The model determines which experts belong to this pool by averaging its router preferences for all tokens in a document and retaining the most frequently selected ones. This method trains modularity as a primary goal, enabling the selection of an arbitrary subset of experts for a given domain without harming the model's overall performance.

Adjustments for Stable Training

To ensure training stability, two adjustments were necessary. First, the authors stopped calculating load balancing locally by training batch, preferring a global calculation across many documents. This avoids conflicts between training objectives, one grouping tokens within a document and the other distributing them across a maximum number of experts.

Second, the researchers randomly varied the size of the document pool during training. This teaches the model to work with subgroups of experts of different sizes during inference.

Performance with a Fraction of Experts

The team trained an MoE with 1 billion active parameters and 14 billion parameters in total, spread across 128 experts, with eight active per token, on a pre-training corpus of 1 trillion tokens. As a complete model, EMO matches a standard MoE trained in the same manner and outperforms OLMoE despite using five times more data.
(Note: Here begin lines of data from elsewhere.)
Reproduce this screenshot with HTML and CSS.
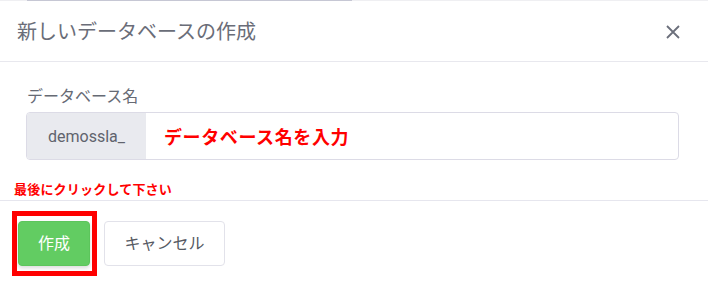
FILE: index.html
```html
<!DOCTYPE html>
<html lang="ja">
<head>
<meta charset="utf-8">
<link rel="stylesheet" href="styles.css">
</head>
<body>
<div class="modal">
  <div class="topline"><div class="topline-bar"></div></div>
  <div class="modal-header">
    <div class="modal-title">新しいデータベースの作成</div>
    <svg class="close" width="14" height="14" viewBox="0 0 14 14"><path d="M1 1L13 13M13 1L1 13" stroke="#6b6f7b" stroke-width="1.8" fill="none"/></svg>
  </div>
  <div class="modal-body">
    <div class="label">データベース名</div>
    <div class="input-group">
      <div class="addon">demossla_</div>
      <div class="input"><span class="note-big">データベース名を入力</span></div>
    </div>
  </div>
  <div class="modal-footer">
    <div class="note-small">最後にクリックして下さい</div>
    <div class="highlight"></div>
    <button class="btn btn-primary">作成</button>
    <button class="btn btn-default">キャンセル</button>
  </div>
</div>
</body>
</html>
```

FILE: styles.css
```css
html, body {
  margin: 0;
  padding: 0;
  background: #ffffff;
}
body {
  font-family: "Noto Sans CJK JP", "Noto Sans", sans-serif;
  width: 708px;
  height: 285px;
  overflow: hidden;
}
.modal {
  width: 708px;
}
.topline {
  height: 1px;
  background: #efeff2;
}
.topline-bar {
  margin-left: 27px;
  width: 325px;
  height: 1px;
  background: #c6c7d4;
}
.modal-header {
  height: 60px;
  border-bottom: 1px solid #e8e8ee;
  display: flex;
  align-items: center;
  justify-content: space-between;
  padding: 0 28px 0 17px;
}
.modal-title {
  font-size: 20px;
  line-height: 28px;
  color: #6a6d78;
  padding-bottom: 1px;
}
.close {
  display: block;
  margin-top: 1px;
}
.modal-body {
  padding: 21px 29px 40px 26px;
}
.label {
  font-size: 16px;
  line-height: 24px;
  color: #666a74;
  padding-left: 1px;
  margin-bottom: 5px;
}
.input-group {
  display: flex;
  height: 46px;
  border: 1px solid #dcdbe6;
  border-radius: 4px;
  overflow: hidden;
}
.addon {
  width: 119px;
  background: #e9eaef;
  display: flex;
  align-items: center;
  justify-content: center;
  font-family: Roboto, "Noto Sans", sans-serif;
  font-size: 16px;
  color: #60636d;
  padding-top: 1px;
}
.input {
  flex: 1;
  display: flex;
  align-items: center;
  padding-left: 18px;
}
.note-big {
  color: #ff0000;
  font-weight: 700;
  font-size: 18px;
  letter-spacing: 0.6px;
}
.modal-footer {
  position: relative;
  border-top: 1px solid #e6e6ee;
  padding: 20px 18px 0 18px;
  display: flex;
  gap: 14px;
}
.note-small {
  position: absolute;
  left: 14px;
  top: -21px;
  font-size: 13px;
  line-height: 18px;
  font-weight: 700;
  color: #ff0000;
  letter-spacing: 0.2px;
}
.highlight {
  position: absolute;
  left: 12px;
  top: 10px;
  width: 75px;
  height: 55px;
  border: 5px solid #ff0000;
}
.btn {
  height: 45px;
  font-family: "Noto Sans CJK JP", sans-serif;
  font-size: 16px;
  line-height: 20px;
  border-radius: 4px;
  padding: 0 0 3px 0;
  cursor: pointer;
}
.btn-primary {
  position: relative;
  width: 72px;
  background: #62cc62;
  border: 1px solid #5cc55c;
  color: #ffffff;
  box-shadow: 0 2px 4px rgba(0, 0, 0, 0.15);
}
.btn-default {
  width: 121px;
  background: #ffffff;
  border: 1px solid #e2e2ea;
  color: #555963;
}
```
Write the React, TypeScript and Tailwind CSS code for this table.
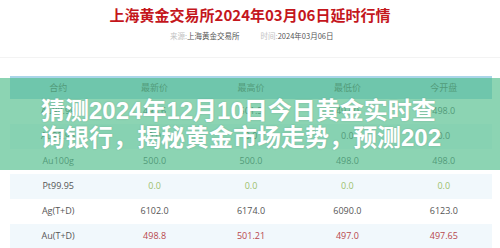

By reducing the number of experts, the researchers found that with only 25% of the remaining experts (32 out of 128), EMO loses about one percentage point of absolute performance on average across several benchmarks. At 12.5% (16 experts), the drop is about three points. A standard MoE, in the same configuration, loses between 10 and 15 percentage points.

Analysis of Expert Learning

To understand how EMO operates, the researchers examined the distribution of tokens to experts internally. For each token, they recorded the probability that the router would send it to each expert, creating a sort of fingerprint for each token. These fingerprints were then clustered.

Unlike a standard MoE where each token independently chooses its experts, EMO enforces consistent use of experts by defining a shared pool per document. This promotes domain specialization.

Practical Applications and Beyond

The most obvious application of this technology is running models in memory-constrained environments, where only the experts relevant to the domain are loaded. EMO's subgroups of experts match or surpass a standard MoE with 32 experts and a dense model with eight active parameters.

The researchers also envision fine-tuning models in real-time. For example, a children's application could disable clusters responding to inappropriate content. In an initial test, a subgroup of 32 experts from EMO was retrained and reintegrated into the complete model of 128 experts, enhancing the overall model without reaching the level of the standalone subgroup.

Finally, EMO could facilitate monitoring, as the experts make visible which parts of the model a given input utilizes. Ai2 has released the EMO model, a comparably trained MoE benchmark, along with the training code on Hugging Face and GitHub. The researchers have also made available an interactive demo of token activations. However, questions remain regarding the optimal selection and combination of expert subgroups, the retraining of individual modules for specific tasks, and the use of the modular structure to make models more interpretable.